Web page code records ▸
*-*-*

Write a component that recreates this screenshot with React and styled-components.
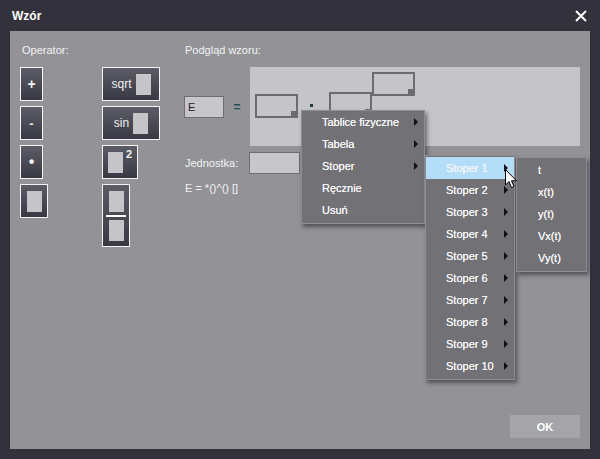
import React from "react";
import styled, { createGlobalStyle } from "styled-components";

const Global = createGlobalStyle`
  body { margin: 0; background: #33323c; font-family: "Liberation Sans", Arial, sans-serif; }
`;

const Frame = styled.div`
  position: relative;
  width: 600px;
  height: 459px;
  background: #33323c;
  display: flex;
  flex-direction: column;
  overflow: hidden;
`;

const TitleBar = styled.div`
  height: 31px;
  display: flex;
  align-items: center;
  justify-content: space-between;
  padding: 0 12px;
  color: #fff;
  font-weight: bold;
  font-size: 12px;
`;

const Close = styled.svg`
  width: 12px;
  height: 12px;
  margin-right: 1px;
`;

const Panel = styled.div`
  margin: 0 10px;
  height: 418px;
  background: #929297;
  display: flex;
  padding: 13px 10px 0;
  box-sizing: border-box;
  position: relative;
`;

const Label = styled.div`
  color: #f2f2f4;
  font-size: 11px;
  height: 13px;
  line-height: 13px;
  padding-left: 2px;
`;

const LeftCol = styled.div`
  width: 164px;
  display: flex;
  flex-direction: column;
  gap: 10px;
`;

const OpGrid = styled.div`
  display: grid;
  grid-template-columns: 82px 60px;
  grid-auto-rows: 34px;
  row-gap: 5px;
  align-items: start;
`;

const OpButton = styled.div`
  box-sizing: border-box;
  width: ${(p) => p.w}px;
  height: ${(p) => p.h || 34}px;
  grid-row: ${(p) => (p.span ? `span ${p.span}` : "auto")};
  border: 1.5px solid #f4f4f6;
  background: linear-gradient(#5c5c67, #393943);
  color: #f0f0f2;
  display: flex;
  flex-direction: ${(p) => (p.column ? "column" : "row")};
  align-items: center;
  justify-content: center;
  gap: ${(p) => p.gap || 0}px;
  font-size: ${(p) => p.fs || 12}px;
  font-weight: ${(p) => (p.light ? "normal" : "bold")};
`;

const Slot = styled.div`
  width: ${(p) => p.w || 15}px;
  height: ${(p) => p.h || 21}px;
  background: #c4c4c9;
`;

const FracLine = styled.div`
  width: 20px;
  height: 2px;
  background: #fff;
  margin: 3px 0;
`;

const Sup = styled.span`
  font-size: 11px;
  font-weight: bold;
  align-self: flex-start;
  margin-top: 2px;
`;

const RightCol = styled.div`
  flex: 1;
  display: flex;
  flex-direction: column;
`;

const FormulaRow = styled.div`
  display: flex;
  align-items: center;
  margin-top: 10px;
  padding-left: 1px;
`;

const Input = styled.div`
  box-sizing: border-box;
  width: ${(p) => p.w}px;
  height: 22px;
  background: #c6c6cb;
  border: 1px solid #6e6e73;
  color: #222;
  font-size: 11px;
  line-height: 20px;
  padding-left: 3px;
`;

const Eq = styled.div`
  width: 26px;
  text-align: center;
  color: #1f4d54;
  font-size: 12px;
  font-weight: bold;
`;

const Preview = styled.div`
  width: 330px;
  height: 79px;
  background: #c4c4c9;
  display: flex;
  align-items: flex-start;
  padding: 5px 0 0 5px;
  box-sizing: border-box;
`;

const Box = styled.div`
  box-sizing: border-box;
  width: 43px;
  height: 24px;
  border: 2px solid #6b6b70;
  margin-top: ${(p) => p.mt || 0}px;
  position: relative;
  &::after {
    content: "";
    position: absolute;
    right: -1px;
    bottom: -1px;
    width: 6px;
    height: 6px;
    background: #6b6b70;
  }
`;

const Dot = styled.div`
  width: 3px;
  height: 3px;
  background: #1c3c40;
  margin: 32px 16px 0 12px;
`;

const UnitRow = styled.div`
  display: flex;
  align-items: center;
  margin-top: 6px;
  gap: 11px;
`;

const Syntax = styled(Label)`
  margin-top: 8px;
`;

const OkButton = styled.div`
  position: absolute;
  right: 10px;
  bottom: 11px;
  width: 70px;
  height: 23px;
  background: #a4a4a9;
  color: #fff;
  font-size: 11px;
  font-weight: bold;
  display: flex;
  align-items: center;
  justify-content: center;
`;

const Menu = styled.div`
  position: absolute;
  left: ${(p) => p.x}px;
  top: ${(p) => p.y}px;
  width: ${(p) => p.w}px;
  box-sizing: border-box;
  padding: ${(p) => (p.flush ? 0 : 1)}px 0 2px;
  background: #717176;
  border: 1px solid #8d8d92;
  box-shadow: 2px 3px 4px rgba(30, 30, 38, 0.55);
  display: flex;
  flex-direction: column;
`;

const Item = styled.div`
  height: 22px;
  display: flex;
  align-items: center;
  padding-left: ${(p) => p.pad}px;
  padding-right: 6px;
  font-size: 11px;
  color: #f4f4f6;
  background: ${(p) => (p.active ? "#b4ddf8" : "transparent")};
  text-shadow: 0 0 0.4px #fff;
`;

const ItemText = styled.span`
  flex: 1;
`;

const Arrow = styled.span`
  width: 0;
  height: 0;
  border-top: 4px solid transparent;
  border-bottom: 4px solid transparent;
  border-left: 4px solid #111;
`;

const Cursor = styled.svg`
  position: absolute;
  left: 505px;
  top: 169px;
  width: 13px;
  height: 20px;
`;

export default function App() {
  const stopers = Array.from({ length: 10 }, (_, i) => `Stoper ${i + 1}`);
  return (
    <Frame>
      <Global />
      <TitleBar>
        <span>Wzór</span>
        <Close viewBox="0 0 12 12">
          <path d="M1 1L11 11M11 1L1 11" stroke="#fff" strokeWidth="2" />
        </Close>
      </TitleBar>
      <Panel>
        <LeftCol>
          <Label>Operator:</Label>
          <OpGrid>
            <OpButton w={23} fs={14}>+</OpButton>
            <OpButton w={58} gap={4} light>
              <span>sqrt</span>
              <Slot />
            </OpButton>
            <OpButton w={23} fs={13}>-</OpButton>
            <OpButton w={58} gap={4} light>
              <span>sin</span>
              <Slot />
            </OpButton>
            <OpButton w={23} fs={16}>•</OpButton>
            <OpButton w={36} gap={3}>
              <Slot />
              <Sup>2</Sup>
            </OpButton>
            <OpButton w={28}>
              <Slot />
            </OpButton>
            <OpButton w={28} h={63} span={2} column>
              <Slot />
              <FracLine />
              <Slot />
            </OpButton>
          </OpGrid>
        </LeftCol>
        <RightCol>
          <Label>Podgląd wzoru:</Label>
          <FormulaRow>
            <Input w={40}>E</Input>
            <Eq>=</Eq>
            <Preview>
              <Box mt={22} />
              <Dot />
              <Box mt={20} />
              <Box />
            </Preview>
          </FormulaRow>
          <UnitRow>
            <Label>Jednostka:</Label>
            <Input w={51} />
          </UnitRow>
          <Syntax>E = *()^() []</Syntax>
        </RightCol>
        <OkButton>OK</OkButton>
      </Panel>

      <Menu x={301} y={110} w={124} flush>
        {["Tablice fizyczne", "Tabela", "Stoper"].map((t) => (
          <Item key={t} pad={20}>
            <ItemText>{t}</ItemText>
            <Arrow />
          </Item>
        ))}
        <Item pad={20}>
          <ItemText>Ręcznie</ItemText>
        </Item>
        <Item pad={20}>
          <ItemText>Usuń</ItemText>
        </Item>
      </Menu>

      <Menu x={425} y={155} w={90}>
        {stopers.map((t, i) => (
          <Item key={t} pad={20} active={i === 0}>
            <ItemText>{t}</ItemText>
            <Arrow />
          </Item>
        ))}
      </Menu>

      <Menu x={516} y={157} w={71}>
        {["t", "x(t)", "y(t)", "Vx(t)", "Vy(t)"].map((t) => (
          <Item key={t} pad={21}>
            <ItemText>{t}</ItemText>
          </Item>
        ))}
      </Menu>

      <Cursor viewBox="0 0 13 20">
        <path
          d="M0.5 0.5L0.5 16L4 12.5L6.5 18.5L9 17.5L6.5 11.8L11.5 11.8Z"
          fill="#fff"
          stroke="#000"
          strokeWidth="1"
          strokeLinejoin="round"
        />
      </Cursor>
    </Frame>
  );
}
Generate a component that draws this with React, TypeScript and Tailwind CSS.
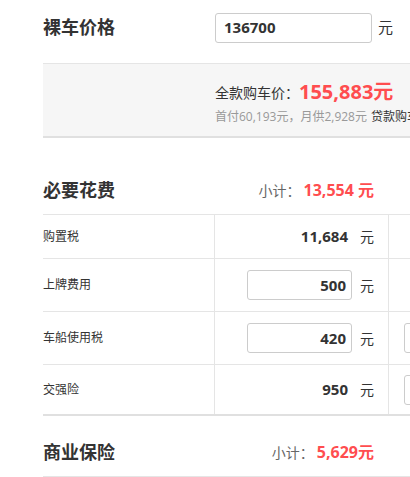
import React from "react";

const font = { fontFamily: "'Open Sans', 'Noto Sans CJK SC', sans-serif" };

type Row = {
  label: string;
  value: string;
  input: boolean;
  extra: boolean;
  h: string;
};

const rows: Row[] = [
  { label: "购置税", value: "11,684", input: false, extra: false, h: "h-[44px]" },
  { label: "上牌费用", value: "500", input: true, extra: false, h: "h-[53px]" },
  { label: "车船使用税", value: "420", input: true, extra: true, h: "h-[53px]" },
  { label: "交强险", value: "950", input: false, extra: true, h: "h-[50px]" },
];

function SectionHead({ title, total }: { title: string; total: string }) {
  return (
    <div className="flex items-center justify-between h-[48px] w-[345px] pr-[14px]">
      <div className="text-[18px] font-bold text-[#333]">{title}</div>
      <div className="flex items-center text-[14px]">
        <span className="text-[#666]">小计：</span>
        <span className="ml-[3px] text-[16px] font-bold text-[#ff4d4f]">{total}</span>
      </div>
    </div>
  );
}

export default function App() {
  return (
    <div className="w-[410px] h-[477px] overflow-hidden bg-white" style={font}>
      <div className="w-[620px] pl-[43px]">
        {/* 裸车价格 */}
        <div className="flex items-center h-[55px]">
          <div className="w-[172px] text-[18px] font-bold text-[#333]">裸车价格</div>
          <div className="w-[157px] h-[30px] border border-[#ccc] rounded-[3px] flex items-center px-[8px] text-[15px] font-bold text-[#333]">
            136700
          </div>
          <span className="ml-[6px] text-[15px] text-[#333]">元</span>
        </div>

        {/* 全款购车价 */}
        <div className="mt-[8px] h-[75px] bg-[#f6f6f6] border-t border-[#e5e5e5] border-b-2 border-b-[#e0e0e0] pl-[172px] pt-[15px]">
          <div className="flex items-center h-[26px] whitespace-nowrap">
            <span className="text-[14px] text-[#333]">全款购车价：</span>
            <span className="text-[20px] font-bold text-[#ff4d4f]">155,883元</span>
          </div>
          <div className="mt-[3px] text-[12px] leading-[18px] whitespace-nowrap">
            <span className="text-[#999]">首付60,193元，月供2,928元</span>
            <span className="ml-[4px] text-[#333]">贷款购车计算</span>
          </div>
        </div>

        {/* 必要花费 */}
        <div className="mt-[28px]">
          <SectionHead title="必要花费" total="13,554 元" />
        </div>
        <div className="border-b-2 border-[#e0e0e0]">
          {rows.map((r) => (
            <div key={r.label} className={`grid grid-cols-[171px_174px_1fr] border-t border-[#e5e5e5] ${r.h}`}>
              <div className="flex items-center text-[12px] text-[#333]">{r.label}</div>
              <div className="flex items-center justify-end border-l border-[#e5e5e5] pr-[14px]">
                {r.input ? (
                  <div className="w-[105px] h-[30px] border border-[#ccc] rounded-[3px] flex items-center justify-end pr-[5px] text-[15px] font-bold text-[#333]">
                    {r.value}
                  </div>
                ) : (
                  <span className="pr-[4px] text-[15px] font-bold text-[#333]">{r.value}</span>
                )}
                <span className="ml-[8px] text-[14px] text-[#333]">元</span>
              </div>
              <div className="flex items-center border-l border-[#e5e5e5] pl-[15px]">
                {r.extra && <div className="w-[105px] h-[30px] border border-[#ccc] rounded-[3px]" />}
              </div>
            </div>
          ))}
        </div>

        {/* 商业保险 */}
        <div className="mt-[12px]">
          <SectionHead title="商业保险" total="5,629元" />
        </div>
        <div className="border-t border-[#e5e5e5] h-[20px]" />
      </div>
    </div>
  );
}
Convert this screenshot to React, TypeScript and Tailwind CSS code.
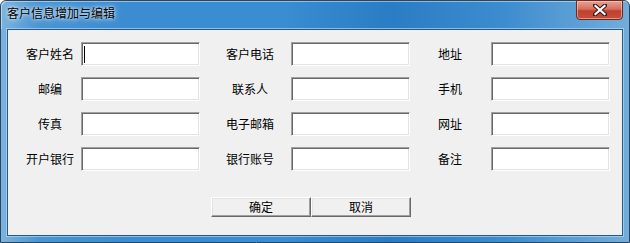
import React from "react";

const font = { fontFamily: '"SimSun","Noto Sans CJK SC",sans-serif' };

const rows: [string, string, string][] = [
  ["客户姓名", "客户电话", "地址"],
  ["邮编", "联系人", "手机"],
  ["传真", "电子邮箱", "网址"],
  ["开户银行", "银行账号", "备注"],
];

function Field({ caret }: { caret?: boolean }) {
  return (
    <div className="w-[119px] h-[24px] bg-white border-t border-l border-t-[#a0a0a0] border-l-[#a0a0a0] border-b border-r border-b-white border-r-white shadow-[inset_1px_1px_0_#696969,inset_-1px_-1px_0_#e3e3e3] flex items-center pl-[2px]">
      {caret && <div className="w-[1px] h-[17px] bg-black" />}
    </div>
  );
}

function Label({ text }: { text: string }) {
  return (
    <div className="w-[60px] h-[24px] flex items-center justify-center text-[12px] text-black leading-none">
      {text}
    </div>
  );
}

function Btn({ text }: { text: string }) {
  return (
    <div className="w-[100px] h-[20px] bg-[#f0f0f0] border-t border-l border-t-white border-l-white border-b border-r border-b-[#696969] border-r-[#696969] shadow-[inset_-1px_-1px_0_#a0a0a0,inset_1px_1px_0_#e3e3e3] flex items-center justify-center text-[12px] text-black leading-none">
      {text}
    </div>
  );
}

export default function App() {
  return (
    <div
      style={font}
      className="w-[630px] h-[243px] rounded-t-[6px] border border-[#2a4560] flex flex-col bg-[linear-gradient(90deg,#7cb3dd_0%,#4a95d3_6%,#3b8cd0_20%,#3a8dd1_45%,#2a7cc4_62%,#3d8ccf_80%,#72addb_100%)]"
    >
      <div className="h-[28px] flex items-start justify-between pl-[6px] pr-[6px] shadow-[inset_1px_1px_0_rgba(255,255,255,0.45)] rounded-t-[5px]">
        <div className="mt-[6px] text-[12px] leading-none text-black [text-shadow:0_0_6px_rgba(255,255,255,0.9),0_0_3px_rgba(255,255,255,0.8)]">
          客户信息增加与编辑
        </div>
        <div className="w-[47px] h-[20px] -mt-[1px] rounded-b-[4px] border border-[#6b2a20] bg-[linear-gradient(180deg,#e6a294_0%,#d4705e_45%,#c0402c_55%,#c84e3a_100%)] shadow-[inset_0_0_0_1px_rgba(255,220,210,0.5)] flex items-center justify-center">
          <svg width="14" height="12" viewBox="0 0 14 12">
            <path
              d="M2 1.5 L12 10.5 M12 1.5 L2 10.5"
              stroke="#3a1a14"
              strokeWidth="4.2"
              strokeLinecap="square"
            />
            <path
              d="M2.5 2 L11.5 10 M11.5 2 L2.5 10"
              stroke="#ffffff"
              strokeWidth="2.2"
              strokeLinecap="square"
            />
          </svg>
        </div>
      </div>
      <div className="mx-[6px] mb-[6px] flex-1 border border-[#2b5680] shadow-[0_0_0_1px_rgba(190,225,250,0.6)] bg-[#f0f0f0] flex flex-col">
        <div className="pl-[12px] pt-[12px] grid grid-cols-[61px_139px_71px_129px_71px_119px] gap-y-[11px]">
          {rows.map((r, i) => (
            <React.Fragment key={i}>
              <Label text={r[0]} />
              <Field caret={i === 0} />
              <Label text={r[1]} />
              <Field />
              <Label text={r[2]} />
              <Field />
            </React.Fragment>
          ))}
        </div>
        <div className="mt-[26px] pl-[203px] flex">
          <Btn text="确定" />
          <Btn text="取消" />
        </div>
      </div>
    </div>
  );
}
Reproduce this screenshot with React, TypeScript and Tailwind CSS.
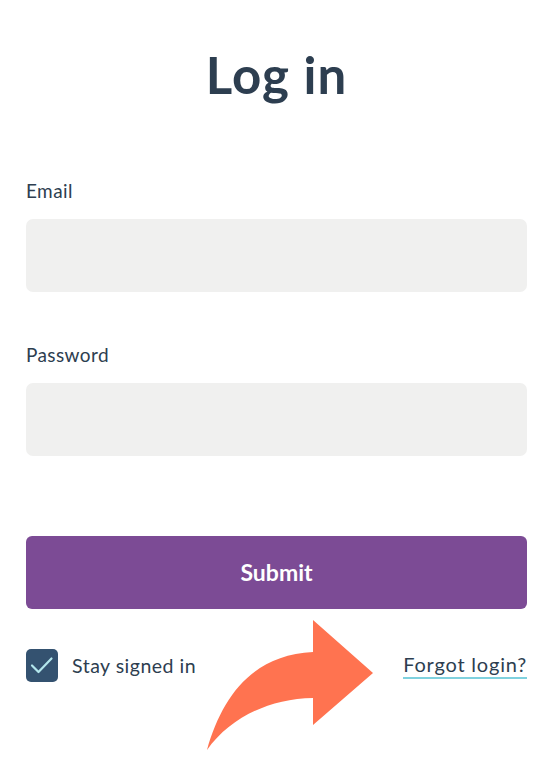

*-*-*

WORK TO DO ▸
Identify each line in the entries with the word "Tailwind" and copy it.

ANSWER BELOW ▸
Generate a component that draws this with React, TypeScript and Tailwind CSS.
Convert this screenshot to React, TypeScript and Tailwind CSS code.
Reproduce this screenshot with React, TypeScript and Tailwind CSS.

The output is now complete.